- PROBLEM REQUIREMENTS -
Return all entries precisely as they stand, without the images.

- RECORDS FOR THIS TASK -
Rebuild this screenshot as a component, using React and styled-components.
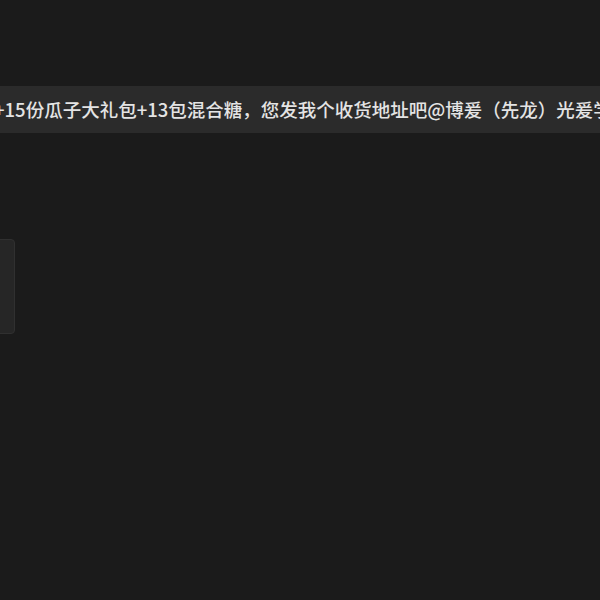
import React from 'react';
import styled, { createGlobalStyle } from 'styled-components';

const GlobalStyle = createGlobalStyle`
  html, body {
    margin: 0;
    padding: 0;
    background: #1b1b1b;
  }
  body {
    font-family: "Noto Sans CJK SC", "Noto Sans", sans-serif;
    overflow: hidden;
  }
`;

const Page = styled.div`
  width: 600px;
  height: 600px;
  background: #1b1b1b;
  padding-top: 86px;
  box-sizing: border-box;
  overflow: hidden;
`;

const Bubble = styled.div`
  display: flex;
  align-items: center;
  height: 47px;
  background: #2b2b2b;
  overflow: hidden;
`;

const BubbleText = styled.span`
  margin-left: -6px;
  white-space: nowrap;
  font-size: 18.5px;
  font-weight: 500;
  line-height: 1;
  color: #e4e4e4;
`;

const Card = styled.div`
  margin-top: 106px;
  margin-left: -85px;
  width: 100px;
  height: 95px;
  background: #262626;
  border: 1px solid #303030;
  border-radius: 4px;
  box-sizing: border-box;
`;

export default function App() {
  return (
    <>
      <GlobalStyle />
      <Page>
        <Bubble>
          <BubbleText>
            +15份瓜子大礼包+13包混合糖，您发我个收货地址吧@博爰（先龙）光爰学员
          </BubbleText>
        </Bubble>
        <Card />
      </Page>
    </>
  );
}
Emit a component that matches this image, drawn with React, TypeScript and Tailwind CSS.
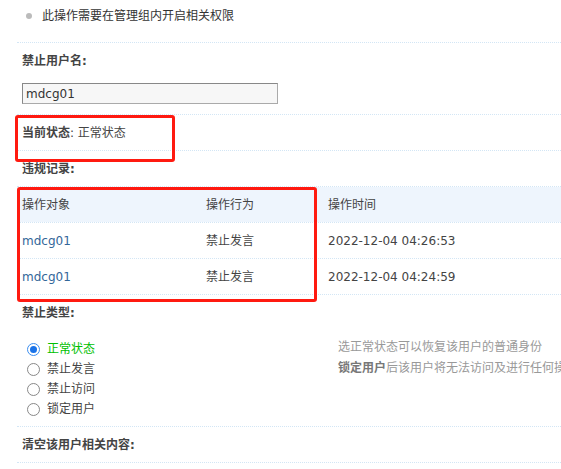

- RESPONSE -
Rebuild this screenshot as a component, using React and styled-components.
import React from 'react';
import styled, { createGlobalStyle } from 'styled-components';

const GlobalStyle = createGlobalStyle`
  html, body {
    margin: 0;
    padding: 0;
    background: #1b1b1b;
  }
  body {
    font-family: "Noto Sans CJK SC", "Noto Sans", sans-serif;
    overflow: hidden;
  }
`;

const Page = styled.div`
  width: 600px;
  height: 600px;
  background: #1b1b1b;
  padding-top: 86px;
  box-sizing: border-box;
  overflow: hidden;
`;

const Bubble = styled.div`
  display: flex;
  align-items: center;
  height: 47px;
  background: #2b2b2b;
  overflow: hidden;
`;

const BubbleText = styled.span`
  margin-left: -6px;
  white-space: nowrap;
  font-size: 18.5px;
  font-weight: 500;
  line-height: 1;
  color: #e4e4e4;
`;

const Card = styled.div`
  margin-top: 106px;
  margin-left: -85px;
  width: 100px;
  height: 95px;
  background: #262626;
  border: 1px solid #303030;
  border-radius: 4px;
  box-sizing: border-box;
`;

export default function App() {
  return (
    <>
      <GlobalStyle />
      <Page>
        <Bubble>
          <BubbleText>
            +15份瓜子大礼包+13包混合糖，您发我个收货地址吧@博爰（先龙）光爰学员
          </BubbleText>
        </Bubble>
        <Card />
      </Page>
    </>
  );
}
Emit a component that matches this image, drawn with React, TypeScript and Tailwind CSS.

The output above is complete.